How about the ethical question? This answer is harder. An investment via a Cayman Islands hedge fund results in more US tax and more Australian tax being payable on dividend distributions than investment via a US domiciled hedge fund organised.
If we assume an ethical obligation to pay taxes both in the source and residence country, then deriving dividends indirectly via a Cayman Islands hedge fund meets that obligation.
But the position is different in relation to capital gains the funds make on shares in US companies.
Neither fund will be paying US tax on the capital gains but, in the case of investment via a US domiciled tax transparent fund, Australian tax will be payable on the capital gain as soon as it is realised, while Australian tax will only be payable on the capital gain derived by the Cayman Islands domiciled fund when that fund distributes it to the Australian investor.
So back to the ethics of this. If everyone did this, there would be seriously adverse revenue consequences for Australia. But of course, not everyone can. Investing in Cayman Islands hedge funds is largely the preserve of the financially astute or those with the resources to seek advice from the financially astute.
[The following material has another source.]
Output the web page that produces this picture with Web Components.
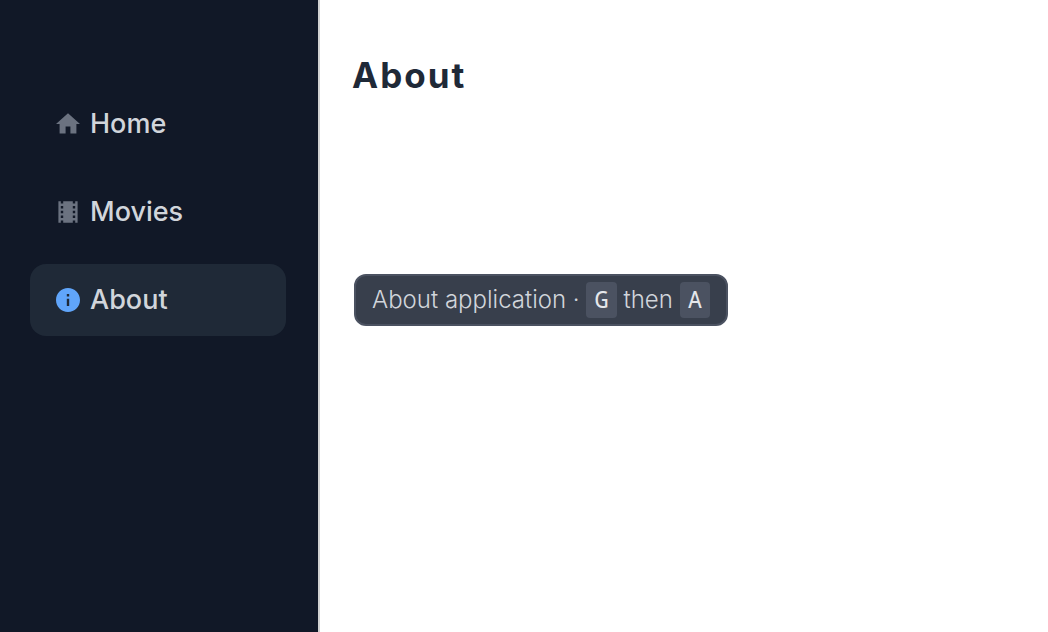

That could raise another ethical question – is it unethical to use your own financial acumen, or that of others, to derive tax advantages unavailable to those without this access?
It depends on whether we regard taxes as a payment for the benefits a taxpayer receives from society. If so then it is arguable that those with greater financial resources receive greater benefits from society. They benefit from having their greater resources protected by law and by domestic law enforcement. As they have more assets they benefit more by having them protected by the defence force.
They derive greater benefit from infrastructure through which business can be deducted. To use your financial resources or financial acumen to pay less tax than is proportionate to the benefits you receive from society is unethical.
John Taylor is a Professor in the School of Taxation and Business Law, at UNSW.